Mental health and mental illness are still the least likely content areas to be included in the curriculum for school health classes. Despite federal initiatives, mental health is still generally considered from a deficits-based perspective as opposed to a health-promotion one, and schools continue to respond to mental-health problems reactively instead of proactively. Indeed, most schools initiate dialogue or programming only in response to such horrific events as school shootings or a student's suicide or suicide attempt. Often, expert speakers are brought in to lead one-day workshops or address packed auditoriums, with no continuing discussion or ongoing activities afterward.
Instead of such stand-alone actions after the fact, we should work with allies in our schools and communities to make mental-health literacy and promotion an integrated part of the curriculum across grade levels and over time.
How can we even begin to do this? First, educators should forge partnerships with parents, counselors, and psychologists, working collaboratively to shed light on the issue of unmet youth mental-health needs and threats to learning; scholars must work across disciplines to design and test school-based efforts to promote mental health; young people should be encouraged to initiate, engage in, and evaluate mental-health-related activities in their schools; advocates should continue "stigma busting" efforts to reduce the shame that too often keeps young people from seeking help when they need it; and policymakers ought to take youth mental health seriously when considering educational reforms.

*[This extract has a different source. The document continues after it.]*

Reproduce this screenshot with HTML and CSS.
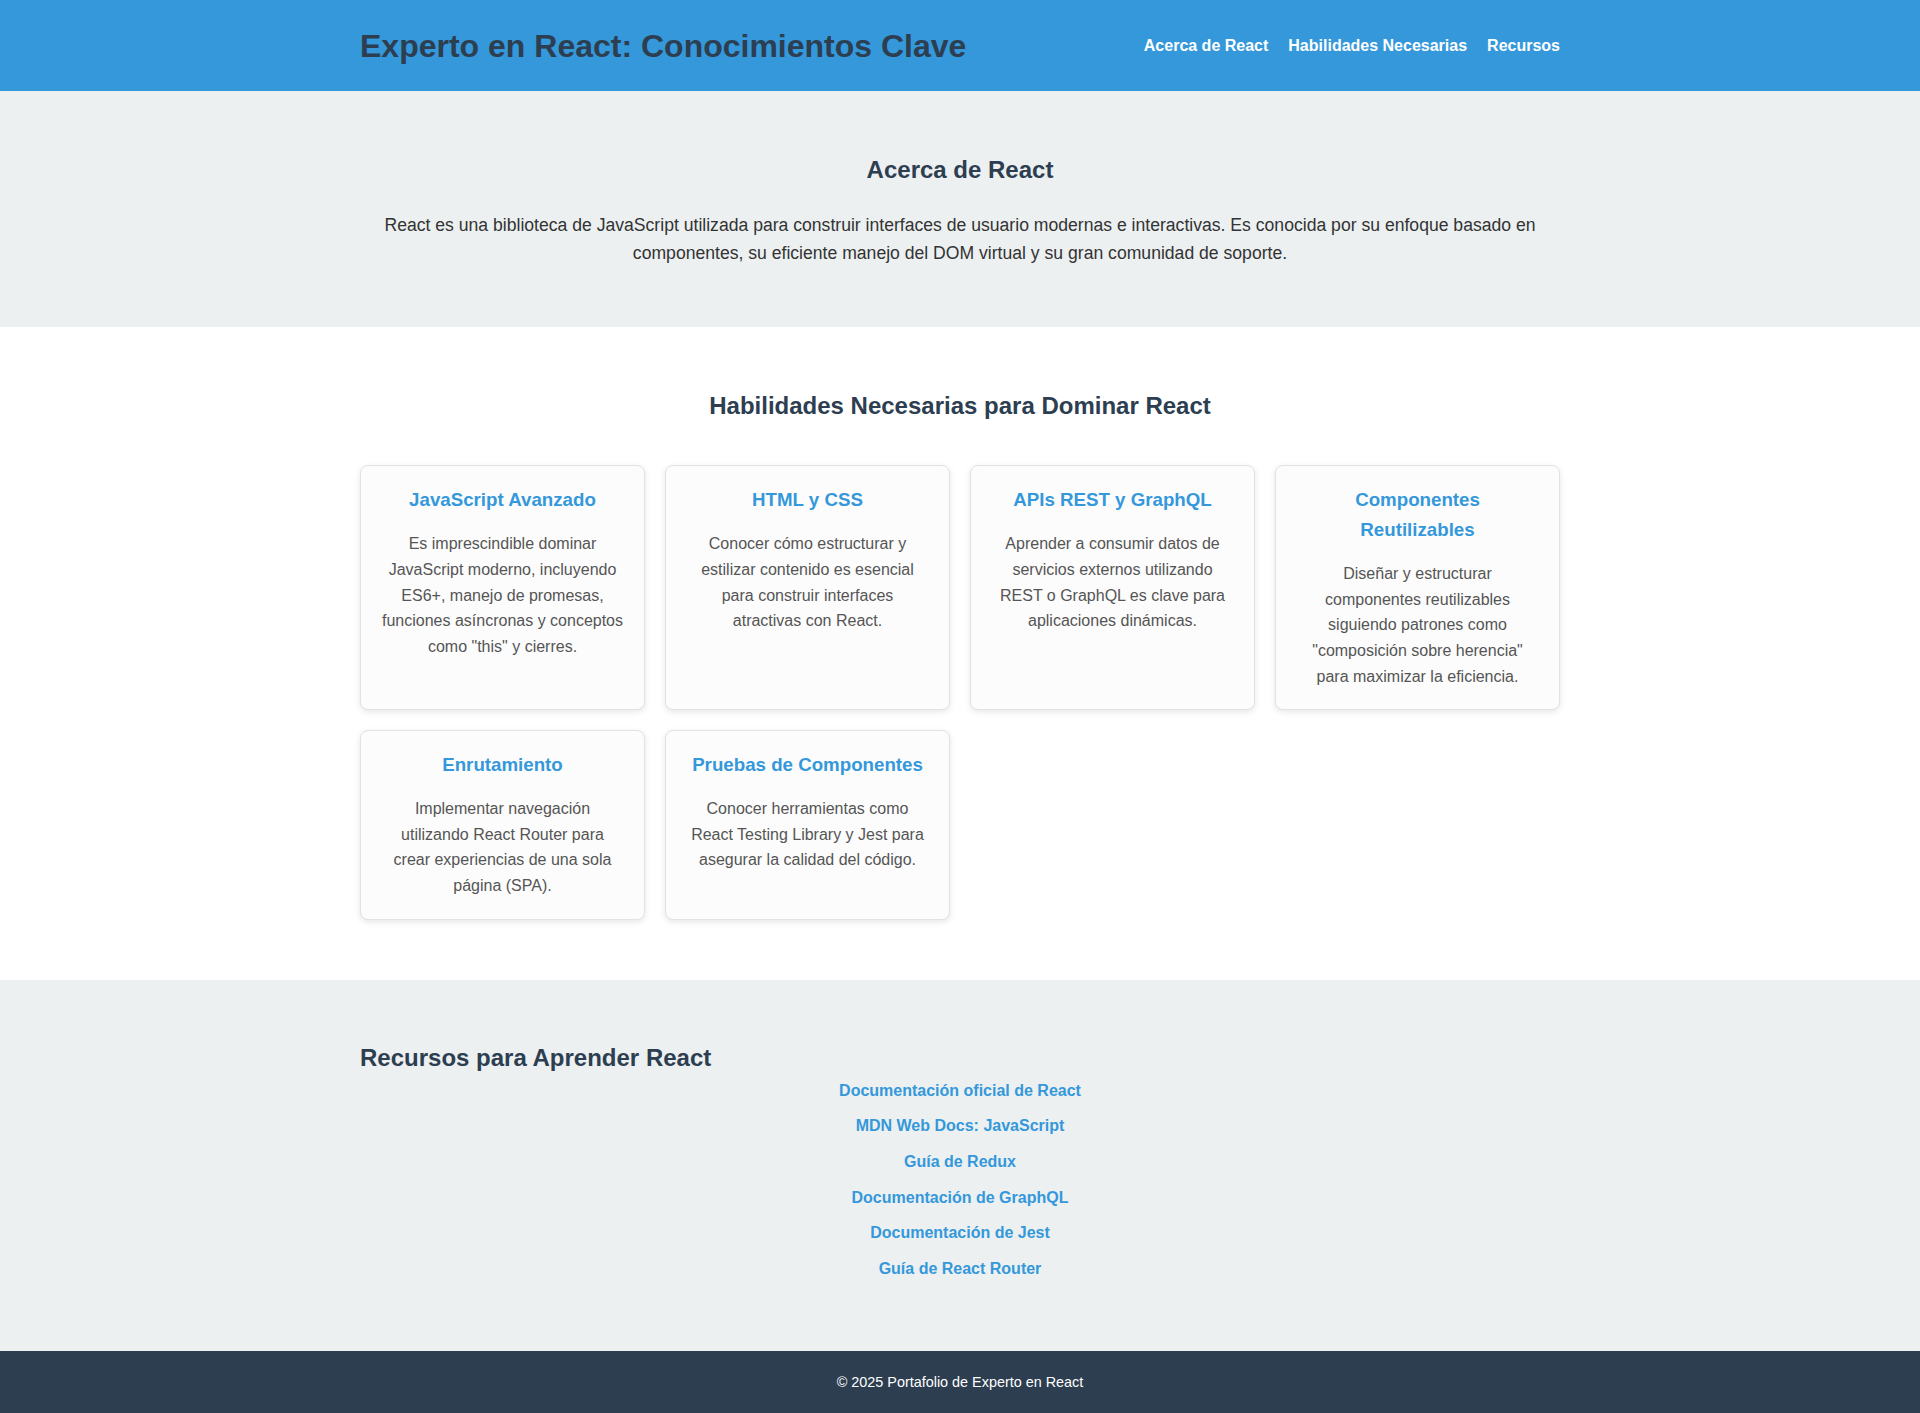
FILE: index.html
```html
<!DOCTYPE html>
<html lang="es">
<head>
<meta charset="utf-8">
<title>Experto en React: Conocimientos Clave</title>
<link rel="stylesheet" href="styles.css">
</head>
<body>
<header class="site-header">
  <div class="container header-inner">
    <h1 class="site-title">Experto en React: Conocimientos Clave</h1>
    <nav class="nav">
      <a href="#acerca">Acerca de React</a>
      <a href="#habilidades">Habilidades Necesarias</a>
      <a href="#recursos">Recursos</a>
    </nav>
  </div>
</header>

<section id="acerca" class="section section-alt about">
  <div class="container">
    <h2 class="section-title">Acerca de React</h2>
    <p class="about-text">React es una biblioteca de JavaScript utilizada para construir interfaces de usuario modernas e interactivas. Es conocida por su enfoque basado en componentes, su eficiente manejo del DOM virtual y su gran comunidad de soporte.</p>
  </div>
</section>

<section id="habilidades" class="section skills">
  <div class="container">
    <h2 class="section-title">Habilidades Necesarias para Dominar React</h2>
    <div class="skills-grid">
      <div class="card">
        <h3>JavaScript Avanzado</h3>
        <p>Es imprescindible dominar JavaScript moderno, incluyendo ES6+, manejo de promesas, funciones asíncronas y conceptos como "this" y cierres.</p>
      </div>
      <div class="card">
        <h3>HTML y CSS</h3>
        <p>Conocer cómo estructurar y estilizar contenido es esencial para construir interfaces atractivas con React.</p>
      </div>
      <div class="card">
        <h3>APIs REST y GraphQL</h3>
        <p>Aprender a consumir datos de servicios externos utilizando REST o GraphQL es clave para aplicaciones dinámicas.</p>
      </div>
      <div class="card">
        <h3>Componentes Reutilizables</h3>
        <p>Diseñar y estructurar componentes reutilizables siguiendo patrones como "composición sobre herencia" para maximizar la eficiencia.</p>
      </div>
      <div class="card">
        <h3>Enrutamiento</h3>
        <p>Implementar navegación utilizando React Router para crear experiencias de una sola página (SPA).</p>
      </div>
      <div class="card">
        <h3>Pruebas de Componentes</h3>
        <p>Conocer herramientas como React Testing Library y Jest para asegurar la calidad del código.</p>
      </div>
    </div>
  </div>
</section>

<section id="recursos" class="section section-alt resources">
  <div class="container">
    <h2 class="resources-title">Recursos para Aprender React</h2>
    <ul class="resource-list">
      <li><a href="#">Documentación oficial de React</a></li>
      <li><a href="#">MDN Web Docs: JavaScript</a></li>
      <li><a href="#">Guía de Redux</a></li>
      <li><a href="#">Documentación de GraphQL</a></li>
      <li><a href="#">Documentación de Jest</a></li>
      <li><a href="#">Guía de React Router</a></li>
    </ul>
  </div>
</section>

<footer class="site-footer">
  <p>© 2025 Portafolio de Experto en React</p>
</footer>
</body>
</html>
```

FILE: styles.css
```css
* {
  box-sizing: border-box;
}

html, body {
  margin: 0;
  padding: 0;
}

body {
  font-family: "Liberation Sans", Arial, sans-serif;
  font-size: 16px;
  line-height: 1.6;
  color: #333;
  background: #fff;
}

.container {
  max-width: 1200px;
  margin: 0 auto;
}

/* Header */
.site-header {
  background: #3498db;
  padding: 19.5px 0;
}

.header-inner {
  display: flex;
  align-items: center;
  justify-content: space-between;
}

.site-title {
  margin: 0;
  font-size: 32px;
  line-height: 52px;
  font-weight: bold;
  color: #2c3e50;
}

.nav {
  display: flex;
  gap: 20px;
}

.nav a {
  color: #fff;
  text-decoration: none;
  font-weight: bold;
  font-size: 16px;
}

/* Sections */
.section {
  padding: 40px 0;
}

.section-alt {
  background: #ecf0f1;
}

.section-title {
  text-align: center;
  font-size: 24px;
  color: #2c3e50;
  margin: 19.92px 0;
}

.about-text {
  text-align: center;
  font-size: 17.6px;
  margin: 21.5px 0 20px;
  color: #333;
}

/* Skills */
.skills-grid {
  display: grid;
  grid-template-columns: repeat(4, 1fr);
  gap: 20px;
  margin: 40px 0 20px;
}

.card {
  background: #fcfcfc;
  border: 1px solid #e2e2e2;
  border-radius: 8px;
  padding: 19px 20px 20px;
  text-align: center;
  box-shadow: 0 2px 6px rgba(0, 0, 0, 0.1);
}

.card h3 {
  margin: 0 0 16px;
  font-size: 18.72px;
  color: #3498db;
}

.card p {
  margin: 0;
  color: #555;
}

/* Resources */
.resources-title {
  font-size: 24px;
  color: #2c3e50;
  margin: 19.92px 0 0;
}

.resource-list {
  list-style: none;
  margin: 0 0 30px;
  padding: 0;
  text-align: center;
}

.resource-list li {
  margin-bottom: 10px;
}

.resource-list a {
  color: #3498db;
  font-weight: bold;
  text-decoration: none;
}

/* Footer */
.site-footer {
  background: #2c3e50;
  color: #fff;
  text-align: center;
  padding: 20px 0;
}

.site-footer p {
  margin: 0;
  font-size: 14.4px;
}
```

Educators truly do have the potential to lead a national effort to reform education and optimize healthy youth development by bringing comprehensive school-based mental-health literacy and promotion to scale. In addition, all of us must start thinking of school violence and youth mental health as related issues. By improving the climate in schools and encouraging pro-social behaviors, by training educators to be mental-health "ambassadors," and by offering targeted services and supports to students who need them, we will go a long way to reducing school violence. We may even save a child's life.